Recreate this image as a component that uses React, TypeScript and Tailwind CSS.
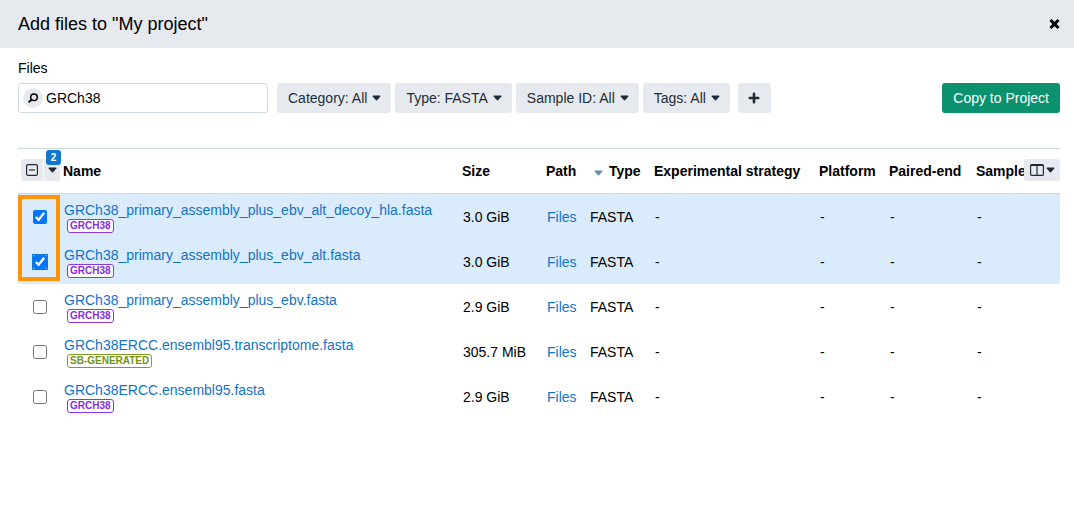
import React, { useState } from 'react';
import clsx from 'clsx';

type TagKind = 'genome' | 'generated';

interface ProjectFile {
  name: string;
  size: string;
  tag: string;
  tagKind: TagKind;
}

const FILES: ProjectFile[] = [
  { name: 'GRCh38_primary_assembly_plus_ebv_alt_decoy_hla.fasta', size: '3.0 GiB', tag: 'GRCH38', tagKind: 'genome' },
  { name: 'GRCh38_primary_assembly_plus_ebv_alt.fasta', size: '3.0 GiB', tag: 'GRCH38', tagKind: 'genome' },
  { name: 'GRCh38_primary_assembly_plus_ebv.fasta', size: '2.9 GiB', tag: 'GRCH38', tagKind: 'genome' },
  { name: 'GRCh38ERCC.ensembl95.transcriptome.fasta', size: '305.7 MiB', tag: 'SB-GENERATED', tagKind: 'generated' },
  { name: 'GRCh38ERCC.ensembl95.fasta', size: '2.9 GiB', tag: 'GRCH38', tagKind: 'genome' },
];

const FILTERS = [
  { label: 'Category', value: 'All' },
  { label: 'Type', value: 'FASTA' },
  { label: 'Sample ID', value: 'All' },
  { label: 'Tags', value: 'All' },
];

const Caret: React.FC<{ className?: string }> = ({ className }) => (
  <svg width="9" height="6" viewBox="0 0 9 6" fill="currentColor" className={className} aria-hidden="true">
    <path d="M1 .5h7a.6.6 0 0 1 .4 1L5 5.2a.7.7 0 0 1-1 0L.6 1.500A.6.6 0 0 1 1 .5z" />
  </svg>
);

const FilterSelect: React.FC<{ label: string; value: string }> = ({ label, value }) => (
  <div className="relative text-[#1f2d3a]">
    <select
      aria-label={label}
      className="block h-[30px] cursor-pointer appearance-none field-sizing-content rounded-[3px] bg-[#e6eaee] pl-[11px] pr-6 text-sm"
    >
      <option>{`${label}: ${value}`}</option>
    </select>
    <Caret className="pointer-events-none absolute right-[10px] top-3" />
  </div>
);

const Tag: React.FC<{ kind: TagKind; children: React.ReactNode }> = ({ kind, children }) => (
  <span
    className={clsx(
      'ml-[3px] block w-fit rounded-[3px] border bg-white px-[2px] text-[10px] font-bold leading-[12px]',
      kind === 'genome' ? 'border-[#8f35e8] text-[#8a2be2]' : 'border-[#7f9d20] text-[#75941a]'
    )}
  >
    {children}
  </span>
);

const App: React.FC = () => {
  const [query, setQuery] = useState('GRCh38');
  const [selected, setSelected] = useState<number[]>([0, 1]);

  const toggle = (index: number) => {
    setSelected(selected.includes(index) ? selected.filter((i) => i !== index) : [...selected, index]);
  };

  return (
    <div className="min-h-screen bg-white font-['Liberation_Sans',Arial,sans-serif] text-sm text-black">
      <header className="flex h-12 items-center justify-between bg-[#e6eaee] pl-[18px] pr-[14px]">
        <h1 className="text-lg leading-6">Add files to "My project"</h1>
        <button type="button" aria-label="Close" className="cursor-pointer">
          <svg width="11" height="10" viewBox="0 0 11 10" aria-hidden="true">
            <path d="M2.500 2l6 6M8.500 2l-6 6" stroke="currentColor" strokeWidth="2.900" strokeLinecap="square" />
          </svg>
        </button>
      </header>

      <main className="pl-[18px] pr-[14px] pt-[10px]">
        <label htmlFor="file-search" className="block leading-5">
          Files
        </label>

        {/* Search and filters */}
        <div className="mt-[5px] flex items-center">
          <div className="flex h-[30px] w-[250px] items-center rounded-[3px] border border-[#cdd9e3] pl-1">
            <span className="flex size-5 shrink-0 items-center justify-center rounded-full bg-[#e6eaee]">
              <svg width="12" height="12" viewBox="0 0 12 12" fill="none" stroke="currentColor" aria-hidden="true">
                <circle cx="7" cy="5.200" r="3.300" strokeWidth="1.500" />
                <path d="M4.500 7.700L2.200 9.800" strokeWidth="1.900" strokeLinecap="round" />
              </svg>
            </span>
            <input
              id="file-search"
              type="text"
              value={query}
              onChange={(e) => setQuery(e.target.value)}
              className="min-w-0 flex-1 pl-[3px] outline-none"
            />
          </div>
          <div className="ml-[9px] flex gap-1">
            {FILTERS.map((filter) => (
              <FilterSelect key={filter.label} {...filter} />
            ))}
          </div>
          <button
            type="button"
            aria-label="Add filter"
            className="ml-2 flex h-[30px] w-[33px] cursor-pointer items-center justify-center rounded-[3px] bg-[#e6eaee] text-[#1f2d3a]"
          >
            <svg width="12" height="12" viewBox="0 0 12 12" aria-hidden="true">
              <path d="M6 1.800v8.400M1.800 6h8.400" stroke="currentColor" strokeWidth="2.600" strokeLinecap="round" />
            </svg>
          </button>
          <button type="button" className="ml-auto h-[30px] cursor-pointer rounded-[3px] bg-[#0b916e] px-[11px] text-white">
            Copy to Project
          </button>
        </div>

        {/* File table */}
        <div className="relative mt-[35px] border-t border-[#cdd9e3]">
          <table className="w-full table-fixed border-separate border-spacing-0 text-left">
            <thead>
              <tr className="h-[45px] whitespace-nowrap [&>th]:border-b [&>th]:border-[#cdd9e3] [&>th]:p-0">
                <th scope="col" className="w-[45px]">
                  <div className="relative mb-[2px] ml-[3px] flex h-[22px] w-[39px] gap-px text-[#1f2d3a]">
                    <button
                      type="button"
                      aria-label="Deselect all"
                      className="flex w-[22px] cursor-pointer items-center justify-center rounded-l-[3px] bg-[#e6eaee]"
                    >
                      <svg width="12" height="12" viewBox="0 0 12 12" fill="none" stroke="currentColor" aria-hidden="true">
                        <rect x=".6" y=".6" width="10.800" height="10.800" rx="1.500" strokeWidth="1.200" />
                        <path d="M3 6h6" strokeWidth="1.200" />
                      </svg>
                    </button>
                    <button
                      type="button"
                      aria-label="Selection options"
                      aria-haspopup="menu"
                      className="flex w-4 cursor-pointer items-center justify-center rounded-r-[3px] bg-[#e6eaee]"
                    >
                      <Caret />
                    </button>
                    <span className="absolute -right-px -top-[9px] flex h-[15px] w-[15px] items-center justify-center rounded-[3px] bg-[#1277cd] text-[10px] font-bold leading-none text-white">
                      {selected.length}
                    </span>
                  </div>
                </th>
                <th scope="col">Name</th>
                <th scope="col" className="w-[84px]">Size</th>
                <th scope="col" className="w-[43px]">Path</th>
                <th scope="col" className="w-[65px]">
                  <span className="flex items-center gap-[6px] pl-[5px]">
                    <Caret className="mt-1 text-[#6590b5]" />
                    Type
                  </span>
                </th>
                <th scope="col" className="w-[165px]">Experimental strategy</th>
                <th scope="col" className="w-[70px]">Platform</th>
                <th scope="col" className="w-[87px]">Paired-end</th>
                <th scope="col" className="w-[84px]">Sample</th>
              </tr>
            </thead>
            <tbody>
              {FILES.map((file, index) => (
                <tr
                  key={file.name}
                  className={clsx('h-[45px] [&>td]:p-0 [&>td]:pl-px', selected.includes(index) && 'bg-[#daebfb]')}
                >
                  <td>
                    <input
                      type="checkbox"
                      aria-label={`Select ${file.name}`}
                      checked={selected.includes(index)}
                      onChange={() => toggle(index)}
                      className={clsx(
                        'ml-[14px] block size-[14px] accent-[#0075ff]',
                        index === 1 && 'bg-[#1277cd] outline-1 outline-[#1277cd]'
                      )}
                    />
                  </td>
                  <td>
                    <a href="#" className="block leading-[18px] text-[#1473c8]">{file.name}</a>
                    <Tag kind={file.tagKind}>{file.tag}</Tag>
                  </td>
                  <td>{file.size}</td>
                  <td>
                    <a href="#" className="text-[#1277cd]">Files</a>
                  </td>
                  <td>FASTA</td>
                  <td>-</td>
                  <td>-</td>
                  <td>-</td>
                  <td>-</td>
                </tr>
              ))}
            </tbody>
          </table>

          <button
            type="button"
            aria-label="Choose columns"
            aria-haspopup="menu"
            className="absolute right-0 top-[10px] flex h-[22px] w-9 cursor-pointer items-center justify-center gap-[2px] rounded-[3px] bg-[#e6eaee] text-[#1f2d3a]"
          >
            <svg width="14" height="12" viewBox="0 0 14 12" fill="none" stroke="currentColor" aria-hidden="true">
              <rect x=".6" y=".6" width="12.800" height="10.800" rx="1" strokeWidth="1.200" />
              <path d="M7 1v10M1 1.300h12" strokeWidth="1.200" />
            </svg>
            <Caret />
          </button>

          {/* Highlight around the selected rows' checkboxes */}
          <div className="pointer-events-none absolute left-0 top-[46px] h-[86px] w-[42px] border-4 border-[#ff9408]" />
        </div>
      </main>
    </div>
  );
};

export default App;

◇ ◇ ◇ ◇ ◇

What this task involves:
Omit the pictures, then repeat exactly each line from the beginning of the listing through the line with "const [selected, setSelected]".

Finished exercise:
Recreate this image as a component that uses React, TypeScript and Tailwind CSS.
import React, { useState } from 'react';
import clsx from 'clsx';

type TagKind = 'genome' | 'generated';

interface ProjectFile {
  name: string;
  size: string;
  tag: string;
  tagKind: TagKind;
}

const FILES: ProjectFile[] = [
  { name: 'GRCh38_primary_assembly_plus_ebv_alt_decoy_hla.fasta', size: '3.0 GiB', tag: 'GRCH38', tagKind: 'genome' },
  { name: 'GRCh38_primary_assembly_plus_ebv_alt.fasta', size: '3.0 GiB', tag: 'GRCH38', tagKind: 'genome' },
  { name: 'GRCh38_primary_assembly_plus_ebv.fasta', size: '2.9 GiB', tag: 'GRCH38', tagKind: 'genome' },
  { name: 'GRCh38ERCC.ensembl95.transcriptome.fasta', size: '305.7 MiB', tag: 'SB-GENERATED', tagKind: 'generated' },
  { name: 'GRCh38ERCC.ensembl95.fasta', size: '2.9 GiB', tag: 'GRCH38', tagKind: 'genome' },
];

const FILTERS = [
  { label: 'Category', value: 'All' },
  { label: 'Type', value: 'FASTA' },
  { label: 'Sample ID', value: 'All' },
  { label: 'Tags', value: 'All' },
];

const Caret: React.FC<{ className?: string }> = ({ className }) => (
  <svg width="9" height="6" viewBox="0 0 9 6" fill="currentColor" className={className} aria-hidden="true">
    <path d="M1 .5h7a.6.6 0 0 1 .4 1L5 5.2a.7.7 0 0 1-1 0L.6 1.500A.6.6 0 0 1 1 .5z" />
  </svg>
);

const FilterSelect: React.FC<{ label: string; value: string }> = ({ label, value }) => (
  <div className="relative text-[#1f2d3a]">
    <select
      aria-label={label}
      className="block h-[30px] cursor-pointer appearance-none field-sizing-content rounded-[3px] bg-[#e6eaee] pl-[11px] pr-6 text-sm"
    >
      <option>{`${label}: ${value}`}</option>
    </select>
    <Caret className="pointer-events-none absolute right-[10px] top-3" />
  </div>
);

const Tag: React.FC<{ kind: TagKind; children: React.ReactNode }> = ({ kind, children }) => (
  <span
    className={clsx(
      'ml-[3px] block w-fit rounded-[3px] border bg-white px-[2px] text-[10px] font-bold leading-[12px]',
      kind === 'genome' ? 'border-[#8f35e8] text-[#8a2be2]' : 'border-[#7f9d20] text-[#75941a]'
    )}
  >
    {children}
  </span>
);

const App: React.FC = () => {
  const [query, setQuery] = useState('GRCh38');
  const [selected, setSelected] = useState<number[]>([0, 1]);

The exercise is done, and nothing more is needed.